ETHICS OPINION 464-1958 DIVISION OF FEES

NUMBER 464

QUESTION.

DIVISION OF FEES

(IMPROPRIETY OF ATTORNEY

(SHARING FEES WITH FAMILY

(OF DECEASED ASSOCIATE.

 

A and B had been associated in the practice of the Law for a number of years. They used the name of “A & B” although they were not partners, in the sense that they maintained separate accounts and separate staffs and did not share profits, though work done by one associate for the clients of the other was paid for by way of a percentage of the service charge billed for that work.

 

Several years ago, one of them was to undergo an operation and they rather quickly prepared and signed an agreement which provided that on the death of either, the survivor should take over the others business and continue to use the name of “A & B”, and for eight years thereafter would pay to the wife and children of the decedent thirty percent of the “net service charge of the business taken over or any other business directly resulting there from.” It was not necessary that any part of the services should have been performed before death.

 

A recently died leaving only two grown children (his wife having previously died).
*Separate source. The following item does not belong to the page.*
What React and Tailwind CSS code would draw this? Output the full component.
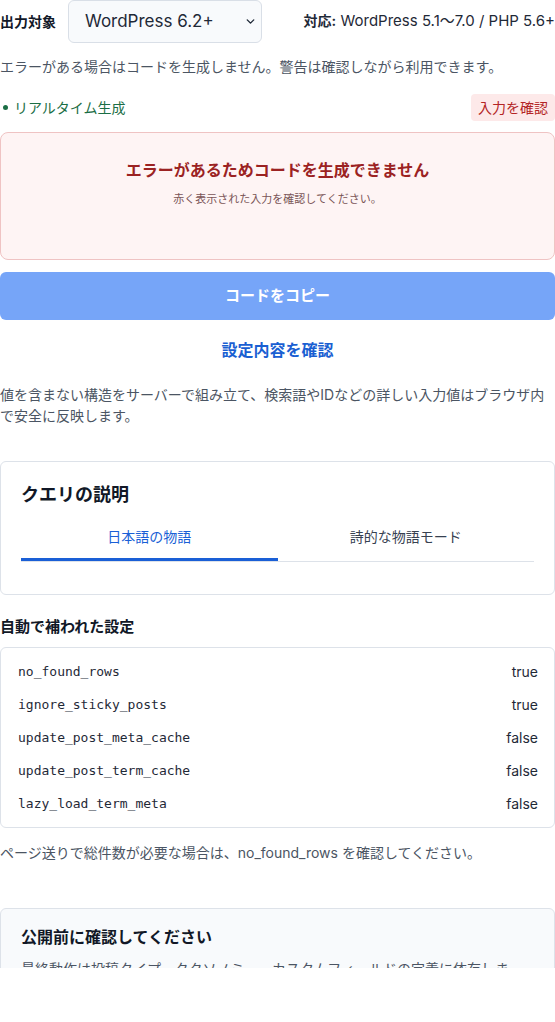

B, wishing to honor his obligation, is considering with these children and the attorney for A’s Estate a new agreement which carries out the substance of the earlier agreement. The primary purpose of the new agreement is to specify the manner in which the net service charge is to be determined.

 

B has been informed that there may be some question about the legality and ethics of such an agreement with reference to sharing of fees with a non-lawyer. Before signing the new agreement, he wishes to be advised concerning these points.

 

ANSWER.

 

The carrying out of this agreement would be inconsistent with Canon 34. The good will of a legal practice is not an asset “which either [a lawyer] or his estate can sell” ABA 266. The proposed payments would represent an improper division of fees with non-lawyers and would also constitute a payment for something other than service rendered or responsibility assumed. N. Y. City 100; M, Y. City 679. In as much as the payments are to be made irrespective of whether any services were rendered before death, the arrangement would be improper even if A and B had been partners. N. Y. City 706.

 

In so far as the inquiry pertains to the legality of the arrangement, this is a matter on which the Committee expresses no opinion.

 

Dated: January 23, 1958, New York.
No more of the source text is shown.